Kamu yang saat ini ambisius dalam meraih mimpimu. Bagaimana kabarmu? Bolehkah kita duduk bersila, berdua, bertiga untuk berbicara tentang masa muda, mimpi dan angan-angan serta jaminan hari tua.

Bagiku dan kamu, bahkan kita semua. Pendidikan sangat berarti bagi diri sendiri dan kehidupan secara umum. Pendidikan yang layak-selayaknya, sekolah di sekolah terfavorit pada masanya. Apakah demikian yang kita inginkan? Dalam benak kita mungkin akan sangat memimpikan sekolah di luar negeri seperti orang-orang sebelum kita mimpikan.

Di kampung kecilku, Lombok. Orang-orang yang berpendidikan akan punya tempat strategis dalam masyarakat, mereka dilihat sebagai calon Agent Of Change yang sedang merendah untuk meroket. Pendidikan nampaknya secara tidak langsung memberi benefit terhadap persona, seseorang yang berpendidikan akan mudah diterima dan didengar.

Terbukti juga, melalui orang-orang berpendidikan banyak perubahan besar terjadi dalam negeri ini. Para Founding Father dan Founding Mother kita di negeri ini sebagian besar adalah mereka-mereka yang concern dengan pendidikan.
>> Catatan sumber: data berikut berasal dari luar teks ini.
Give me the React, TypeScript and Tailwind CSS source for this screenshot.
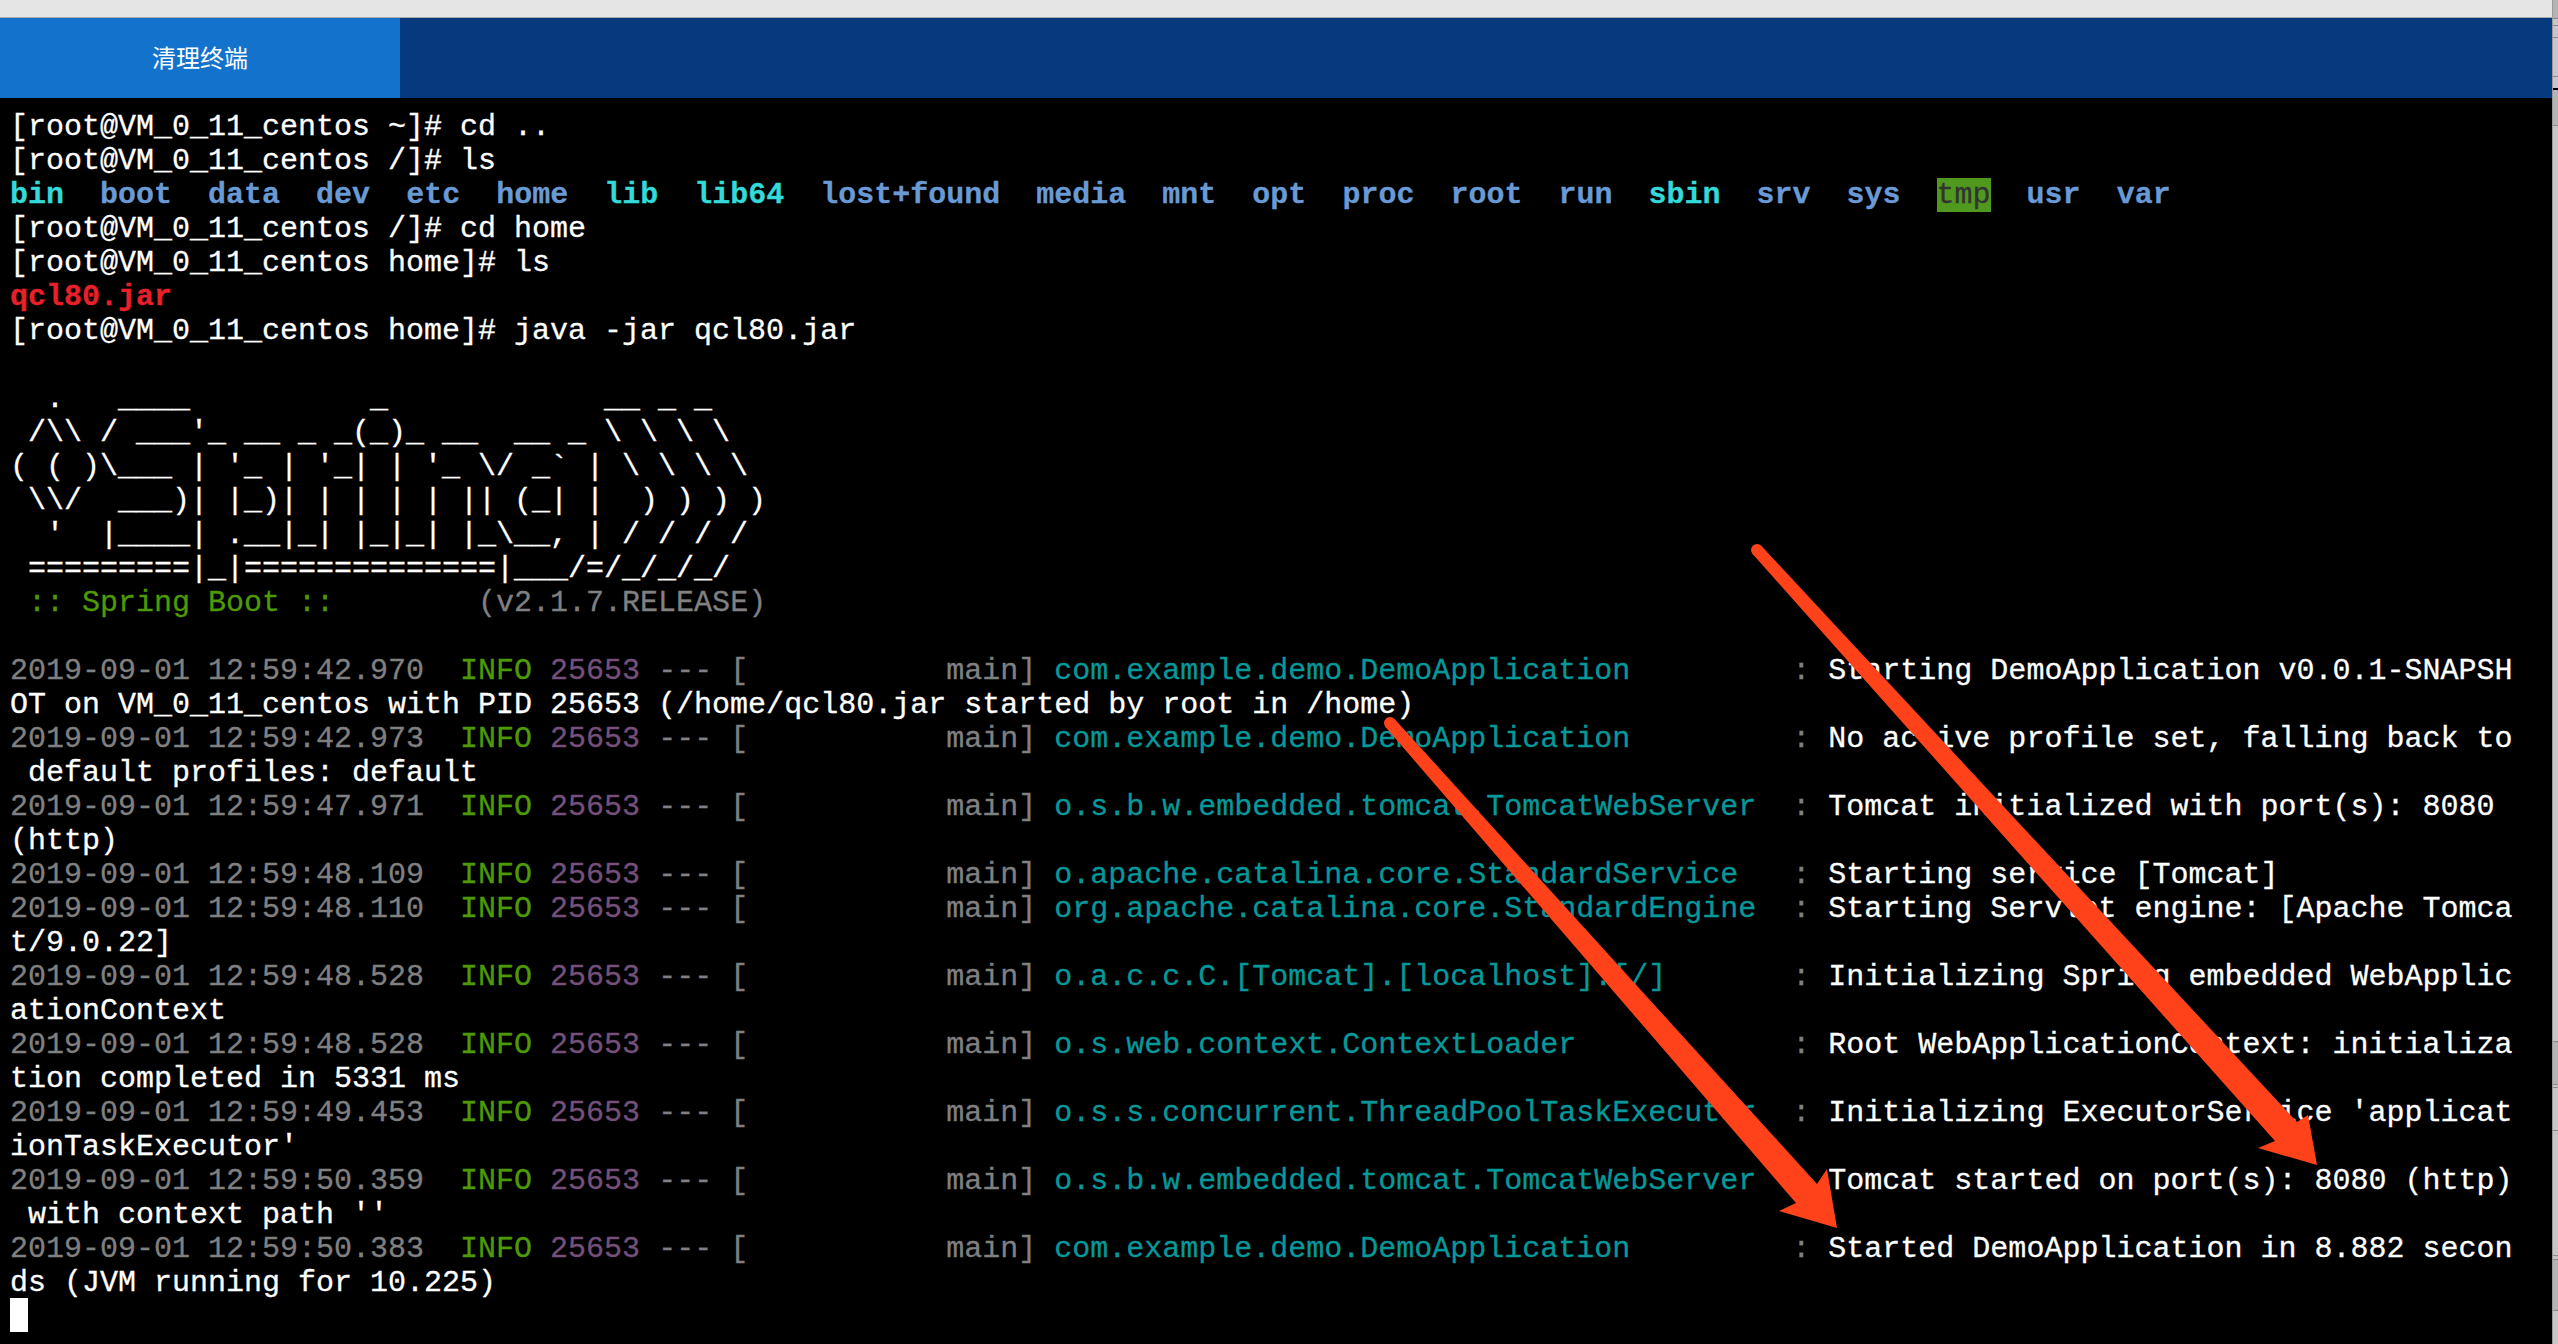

Ki Hadjar Dewantara misalnya, salah seorang pahlawan proklamasi yang jasa dan kiprahnya tidak hanya menerangkan Indonesia dengan ilmu pengetahuan namun juga menghapuskan kebodohan dari negeri ini. Beliau bapak pendidikan sekaligus juru kunci dalam pergerakkan kemerdekaan Indonesia sehingga diakui dunia. Beliau membawa manfaat besar, melalui kemampuan yang di milikinya. Kita punya Sosok BJ Habibie yang namanya dikenal baik di dunia dan temuan-temuan bernilai besar dimata didunia dan banyak lagi para inisiator dan penggerak ada di negeri ini.

Pendidikan adalah kehidupan. Dengannya kita merasa lebih bermakna.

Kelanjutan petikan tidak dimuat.